Bisbee Tea Highlights Student Excellence in History
Bisbee Tee 2025
By Vivienne Mockenhaupt ‘27
On May 20, 2025, the doors of Straus Library opened to a steady stream of students, teachers, and family, all there to celebrate one another’s accomplishments in the forty-second year of the Ethan Bisbee Tea and Social Science Forum. The History and Social Sciences Department uses the Bisbee Tea to recognize what it deems the most outstanding research projects of the U.S. History class and the social science electives.
Founded in 1983, the Bisbee Prize, named for former faculty member Ethan Wyatt Bisbee, honors the highest-quality research paper from each section of U.S. History. According to Joshua Emmott, chair of the History and Social Sciences Department, Bisbee expressed a belief that the research paper was “at the core of what historians do and should be at the core of what Milton history students are doing.” He then developed his own criteria for thesis, argument, research, process, and writing. 2023 marked the addition of the very first Social Science Forum, allowing prizes to go to projects covering the United States while not in the formal U.S. History course. This year, the department also chose to recognize students for their final projects in the courses American Government and Economic Inequality, which ranged from a comparative analysis of paid parental leave policies to a study of the role of money in American politics.
Standing at individual circular tables with only the printed copies of their papers, the prizewinners spent nearly two hours explaining the intricacies of their research to the Milton community. The Bisbee Tea welcomes anyone interested in the historical work of the awarded students and anyone associated with Milton.
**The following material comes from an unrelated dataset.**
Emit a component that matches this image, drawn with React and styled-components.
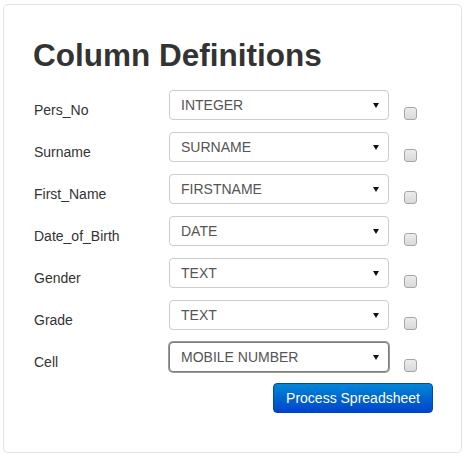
import styled, { createGlobalStyle } from "styled-components";

const GlobalStyle = createGlobalStyle`
  html, body {
    margin: 0;
    padding: 0;
    background: #fff;
    font-family: "Liberation Sans", Arial, Helvetica, sans-serif;
  }
`

const Card = styled.div`
  box-sizing: border-box;
  width: 459px;
  height: 449px;
  margin: 4px 0 0 3px;
  padding: 32px 28px 0 30px;
  border: 1px solid #e3e3e3;
  border-radius: 5px;
  display: flex;
  flex-direction: column;
`

const Title = styled.h1`
  margin: 0 0 17px -1px;
  font-size: 31.5px;
  line-height: 36px;
  font-weight: bold;
  color: #333;
`

const Form = styled.div`
  display: flex;
  flex-direction: column;
  gap: 12px;
`

const Row = styled.div`
  display: flex;
  align-items: flex-start;
  height: 30px;
`

const Label = styled.div`
  width: 135px;
  margin-top: 10px;
  font-size: 14px;
  line-height: 20px;
  color: #333;
`

const SelectBox = styled.div`
  box-sizing: border-box;
  width: 220px;
  height: 30px;
  display: flex;
  align-items: center;
  justify-content: space-between;
  padding: 0 9px 0 11px;
  border: 1px solid ${(props) => (props.focused ? "#7d7d7d" : "#ccc")};
  box-shadow: ${(props) => (props.focused ? "0 0 0 1px #9a9a9a" : "none")};
  border-radius: 4px;
  background: #fff;
  font-size: 14px;
  color: #555;
`

const Arrow = styled.svg`
  width: 6px;
  height: 5px;
  display: block;
`

const Check = styled.div`
  box-sizing: border-box;
  width: 13px;
  height: 13px;
  margin: 17px 0 0 15px;
  border: 1px solid #a6a6a6;
  border-radius: 3px;
  background: linear-gradient(#ececec, #d9d9d9);
`

const Footer = styled.div`
  display: flex;
  justify-content: flex-end;
  margin-top: 11px;
`

const Button = styled.button`
  box-sizing: border-box;
  width: 160px;
  height: 30px;
  padding: 0;
  border: 1px solid #0046b8;
  border-radius: 4px;
  background: linear-gradient(#0088d4, #0044cc);
  color: #fff;
  font-family: "Liberation Sans", Arial, sans-serif;
  font-size: 14px;
  cursor: pointer;
`

const rows = [
  ["Pers_No", "INTEGER"],
  ["Surname", "SURNAME"],
  ["First_Name", "FIRSTNAME"],
  ["Date_of_Birth", "DATE"],
  ["Gender", "TEXT"],
  ["Grade", "TEXT"],
  ["Cell", "MOBILE NUMBER"],
]

const App = () => {
  return (
    <>
      <GlobalStyle />
      <Card>
        <Title>Column Definitions</Title>
        <Form>
          {rows.map(([label, type], i) => (
            <Row key={label}>
              <Label>{label}</Label>
              <SelectBox focused={i === rows.length - 1}>
                <span>{type}</span>
                <Arrow viewBox="0 0 6 5">
                  <polygon points="0,0 6,0 3,5" fill="#111" />
                </Arrow>
              </SelectBox>
              <Check />
            </Row>
          ))}
        </Form>
        <Footer>
          <Button>Process Spreadsheet</Button>
        </Footer>
      </Card>
    </>
  );
}

export default App;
Emmott explained that the choice to open the event to the public was a relatively new one; previously, the Bisbee Tea had functioned as a series of privately held presentations in Wigglesworth 304. The Straus reception features a display of books awarded to prize-winning authors; this year, teachers chose to give either Abundance, by Ezra Klein and Derek Thompson, and Murder in a Mill Town by Bruce Dorsey.
Many of this year’s prizewinners echoed Emmott’s claims that a Bisbee-worthy paper reflected passion and curiosity about a topic not discussed in the U.S. History course content itself. “While researching for my Class IV paper, I examined the United Fruit Company’s monopolistic grip over Guatemala—how it controlled vast tracts of land, manipulated labor practices, and ultimately influenced U.S. foreign policy,” Stella Tjan ‘27 said of the origins of her Class III U.S. History paper, which focused on America’s role in the coercive adoption of Guatemalan children. Tjan added, “as a student in U.S. History this year, I wanted to pursue a topic that remained rooted in Guatemala while also unmasking a lesser-known chapter of American policy.” Meanwhile, Benjamin Wang ‘27 drew the topic of his paper, which focused on religious resistance and deindustrialization in Youngstown, Ohio, a former area of steel production, from an in-class reading on Andrew Carnegie, leading him to research steel production. Wang also derived his topic from his own interest in the United States’ shift from being a “big production country a century ago to such a tech giant.”
Winner Elizabeth Sim ‘27 highlighted the value of all U.S. History student contributions, reminding the community that “each paper has its own value, and just because someone’s [paper] received a prize doesn’t mean that another paper is… less interesting or less insightful.” Sim expressed concern about the one-per-class policy potentially keeping other worthy papers from receiving the same recognition. Emmott disagreed with Sim’s assertion that many per class might merit the Bisbee Prize. “Doing good work is an expectation” at Milton, he said, especially given the pressures of prizes and college applications. “Not everyone’s good work, though, is award-worthy.” He emphasized the need for students to adjust to the possibility of not winning but still producing an excellent paper.
Emmott also cited a multitude of students who hoped to send their work out on submission to the Concord Review and other journals that accept the historical research of high schoolers. Wang and Joanna Zhang ‘27, among others, discussed their hopes to submit their papers to publications beyond Milton, although Zhang does not intend to expand her work, hoping instead to “let this be the end of the road for now” and submit what she has already written. As a continuation of the passion and drive that Emmott described, some winners wished to pursue change and spread awareness on their topic long after the Straus doors closed for the day: Sim explained that she hopes to look into modern movements for Irish Americans and participate in activism where necessary, while Tjan expressed that the work she began with this paper “feels too important and underreported to leave behind.”